Water is life, not a commodity in plastic called a blessing. North Carolinians and other planet residents are challenged to comprehend the degree to which we participate in the destruction of the Earth via its drying. How can we, advocates of nonviolence, see bottled water in any other frame than a justice issue of monumental proportions? Are we experiencing "drought" or a series of great "water extractions" or both?
In his article, "The Top Ten Reasons (Plus Three) Why Bottled Water Is a Blessing" (FJ July), Chuck Fager stated that he is "not clear how or why the anti-bottled water crusaders selected BW as the symbol for water problems." We challenge him to read the resources offered and rethink how convenience and profit play a role in crisis making via water extraction and/or water mining. Advertisements, such as you find at http://www.glaswater.com, might insult your municipality: "Next to alcoholic beverages, bottled water is the most popular beverage in the world. . . . Every year production, value of production and consumption worldwide goes up by fantastic leaps and bounds with no end in sight. Tap water quality is declining at a rapid pace. As governments struggle to provide even the most bare minimum quality standards of water to their citizens, there is an ever-growing demand for alternative drinking water sources. Is your company positioned to take advantage of these worldwide needs?"

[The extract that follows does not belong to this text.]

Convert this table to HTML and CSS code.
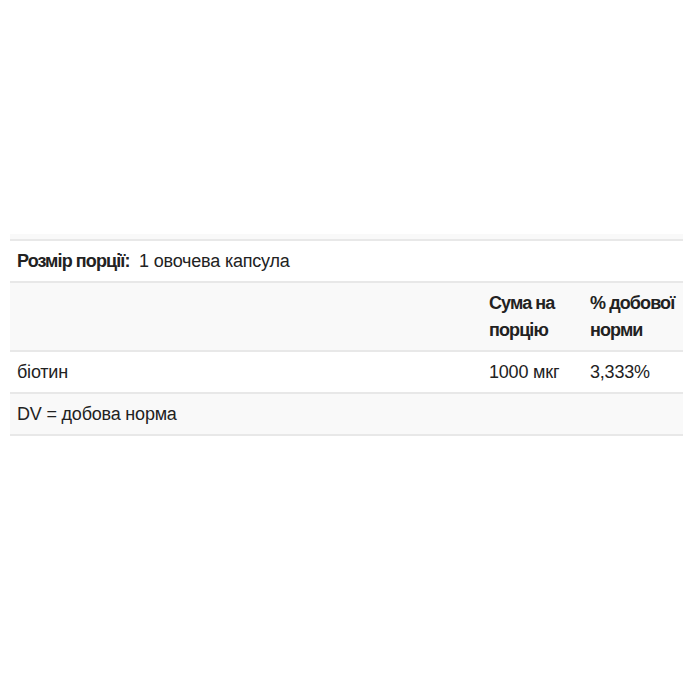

When humans are persuaded to purchase for convenience, not necessity, aren’t we creating our own emergency? Gavin Newsom, mayor of San Francisco, discovered that his city would save $500,000 a year if it discontinued bottled water contracts. As Newsom summed up: "The fact is, our tap water is more highly regulated than what’s in the bottle. . . . We should not be consumed with the disposal of billions of pounds of plastic water bottles each year. Instead, we should be providing city employees and residents access to quality drinking water, regardless of their means" (Tara Lohan, ed., Water Consciousness, p. 69).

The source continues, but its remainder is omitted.